───── DATA SHOWN ─────
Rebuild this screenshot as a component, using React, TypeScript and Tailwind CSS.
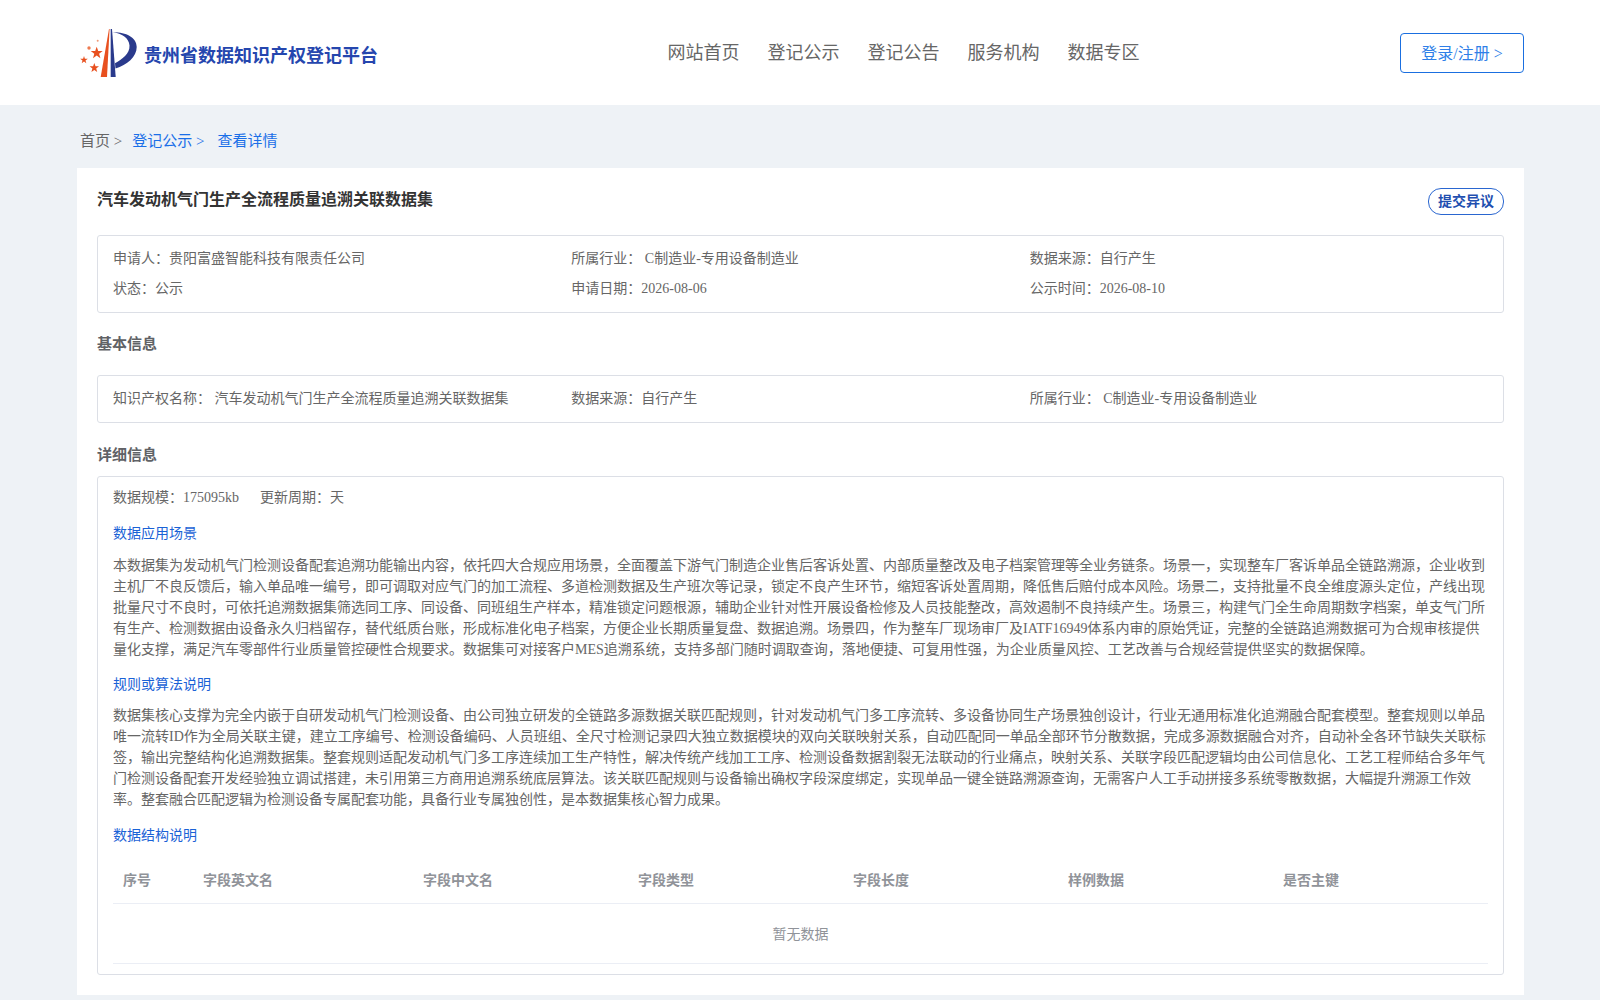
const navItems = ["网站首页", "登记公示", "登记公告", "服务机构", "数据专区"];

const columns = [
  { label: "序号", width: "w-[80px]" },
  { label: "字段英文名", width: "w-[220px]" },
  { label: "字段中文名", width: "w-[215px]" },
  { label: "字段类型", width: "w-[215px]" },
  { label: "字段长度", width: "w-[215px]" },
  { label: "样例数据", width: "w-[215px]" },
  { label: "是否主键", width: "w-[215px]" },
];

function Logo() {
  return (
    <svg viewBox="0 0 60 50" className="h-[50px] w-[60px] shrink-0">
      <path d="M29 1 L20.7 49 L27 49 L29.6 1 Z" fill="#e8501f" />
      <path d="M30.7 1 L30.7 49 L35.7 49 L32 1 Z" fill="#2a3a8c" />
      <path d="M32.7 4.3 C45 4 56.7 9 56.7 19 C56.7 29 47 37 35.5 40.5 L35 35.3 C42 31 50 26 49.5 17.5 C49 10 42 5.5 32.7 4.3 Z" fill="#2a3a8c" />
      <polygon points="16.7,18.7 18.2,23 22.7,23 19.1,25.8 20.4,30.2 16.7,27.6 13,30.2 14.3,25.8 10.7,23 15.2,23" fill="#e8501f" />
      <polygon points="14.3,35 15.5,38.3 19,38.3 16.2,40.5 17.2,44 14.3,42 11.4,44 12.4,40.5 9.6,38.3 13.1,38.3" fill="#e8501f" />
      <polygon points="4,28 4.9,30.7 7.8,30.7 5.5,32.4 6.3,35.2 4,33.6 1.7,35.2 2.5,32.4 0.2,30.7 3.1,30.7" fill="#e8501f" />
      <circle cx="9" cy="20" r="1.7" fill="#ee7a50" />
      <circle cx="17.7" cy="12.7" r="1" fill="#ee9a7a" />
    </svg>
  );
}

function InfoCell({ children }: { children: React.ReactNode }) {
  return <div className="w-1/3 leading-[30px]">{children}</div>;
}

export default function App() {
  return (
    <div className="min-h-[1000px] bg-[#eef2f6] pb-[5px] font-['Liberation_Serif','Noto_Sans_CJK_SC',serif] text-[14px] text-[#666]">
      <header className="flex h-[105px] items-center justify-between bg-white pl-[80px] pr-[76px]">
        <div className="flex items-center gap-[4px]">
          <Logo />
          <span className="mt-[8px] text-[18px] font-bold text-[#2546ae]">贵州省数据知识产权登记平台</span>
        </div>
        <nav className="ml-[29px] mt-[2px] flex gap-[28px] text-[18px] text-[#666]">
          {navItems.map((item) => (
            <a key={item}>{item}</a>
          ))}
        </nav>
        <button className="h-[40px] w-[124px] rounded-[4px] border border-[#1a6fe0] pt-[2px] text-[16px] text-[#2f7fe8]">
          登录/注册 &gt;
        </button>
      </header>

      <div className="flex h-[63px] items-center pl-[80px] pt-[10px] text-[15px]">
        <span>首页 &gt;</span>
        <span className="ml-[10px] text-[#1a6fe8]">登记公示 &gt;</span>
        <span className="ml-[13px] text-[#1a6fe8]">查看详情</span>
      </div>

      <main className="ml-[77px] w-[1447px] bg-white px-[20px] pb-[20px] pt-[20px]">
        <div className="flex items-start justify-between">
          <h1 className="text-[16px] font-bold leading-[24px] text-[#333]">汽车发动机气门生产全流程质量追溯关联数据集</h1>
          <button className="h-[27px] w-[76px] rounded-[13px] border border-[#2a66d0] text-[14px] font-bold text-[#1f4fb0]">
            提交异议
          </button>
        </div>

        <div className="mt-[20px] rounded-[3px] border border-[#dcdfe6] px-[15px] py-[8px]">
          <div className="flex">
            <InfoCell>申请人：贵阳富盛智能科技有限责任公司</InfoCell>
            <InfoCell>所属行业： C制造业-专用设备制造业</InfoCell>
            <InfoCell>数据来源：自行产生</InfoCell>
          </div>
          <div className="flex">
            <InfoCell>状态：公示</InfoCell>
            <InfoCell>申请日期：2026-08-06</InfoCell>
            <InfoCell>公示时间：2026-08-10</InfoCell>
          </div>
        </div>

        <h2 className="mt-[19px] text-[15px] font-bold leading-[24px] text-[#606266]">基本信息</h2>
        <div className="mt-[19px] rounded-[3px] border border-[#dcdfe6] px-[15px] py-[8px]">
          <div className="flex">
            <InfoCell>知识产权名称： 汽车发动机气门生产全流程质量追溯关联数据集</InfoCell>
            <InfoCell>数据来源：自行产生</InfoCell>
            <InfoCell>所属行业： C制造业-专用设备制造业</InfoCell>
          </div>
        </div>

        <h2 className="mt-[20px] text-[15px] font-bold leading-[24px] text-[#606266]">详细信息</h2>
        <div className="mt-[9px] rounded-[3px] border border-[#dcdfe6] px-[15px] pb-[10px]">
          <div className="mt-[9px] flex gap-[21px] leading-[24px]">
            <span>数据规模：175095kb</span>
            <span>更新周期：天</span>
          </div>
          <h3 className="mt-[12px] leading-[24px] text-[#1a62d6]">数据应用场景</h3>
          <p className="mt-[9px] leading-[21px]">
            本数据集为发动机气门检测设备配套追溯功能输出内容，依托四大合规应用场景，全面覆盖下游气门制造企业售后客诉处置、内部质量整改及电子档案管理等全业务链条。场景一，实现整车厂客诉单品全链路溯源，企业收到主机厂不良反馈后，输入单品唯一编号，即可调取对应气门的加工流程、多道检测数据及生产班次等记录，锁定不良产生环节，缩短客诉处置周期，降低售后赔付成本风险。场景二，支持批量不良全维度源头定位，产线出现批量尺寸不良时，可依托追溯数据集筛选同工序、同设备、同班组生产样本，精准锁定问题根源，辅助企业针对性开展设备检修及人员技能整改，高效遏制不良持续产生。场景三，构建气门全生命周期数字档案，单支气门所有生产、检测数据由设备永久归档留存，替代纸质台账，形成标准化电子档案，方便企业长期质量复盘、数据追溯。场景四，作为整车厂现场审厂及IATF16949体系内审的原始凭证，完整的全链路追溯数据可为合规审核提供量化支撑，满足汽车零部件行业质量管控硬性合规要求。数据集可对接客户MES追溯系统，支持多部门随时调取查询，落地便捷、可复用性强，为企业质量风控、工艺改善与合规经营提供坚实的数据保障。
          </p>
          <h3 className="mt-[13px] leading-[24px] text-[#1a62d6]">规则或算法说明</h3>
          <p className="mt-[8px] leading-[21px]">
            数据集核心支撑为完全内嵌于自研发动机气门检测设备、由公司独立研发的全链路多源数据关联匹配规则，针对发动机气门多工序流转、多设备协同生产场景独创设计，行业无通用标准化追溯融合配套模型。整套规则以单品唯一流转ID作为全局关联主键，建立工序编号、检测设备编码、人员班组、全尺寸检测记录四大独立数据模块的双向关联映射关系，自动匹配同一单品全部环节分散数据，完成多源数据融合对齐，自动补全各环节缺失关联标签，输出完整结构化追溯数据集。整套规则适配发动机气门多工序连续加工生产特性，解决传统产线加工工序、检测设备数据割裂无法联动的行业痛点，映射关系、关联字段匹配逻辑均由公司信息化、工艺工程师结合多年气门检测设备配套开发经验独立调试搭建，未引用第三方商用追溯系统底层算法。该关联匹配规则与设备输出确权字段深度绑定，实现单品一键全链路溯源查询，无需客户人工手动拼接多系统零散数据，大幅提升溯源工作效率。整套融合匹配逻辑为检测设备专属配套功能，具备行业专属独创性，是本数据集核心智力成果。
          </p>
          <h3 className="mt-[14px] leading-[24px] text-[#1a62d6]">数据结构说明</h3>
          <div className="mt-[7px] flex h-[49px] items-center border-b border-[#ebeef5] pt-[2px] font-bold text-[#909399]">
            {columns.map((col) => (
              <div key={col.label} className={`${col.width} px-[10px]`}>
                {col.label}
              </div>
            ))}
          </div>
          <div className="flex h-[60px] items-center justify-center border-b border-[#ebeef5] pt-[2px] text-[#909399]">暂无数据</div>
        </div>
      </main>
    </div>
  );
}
─────
• _REQUIREMENTS_
Out of the material above, select every line that holds the string "React".

• _REPLY TO THE TASK_
Rebuild this screenshot as a component, using React, TypeScript and Tailwind CSS.
function InfoCell({ children }: { children: React.ReactNode }) {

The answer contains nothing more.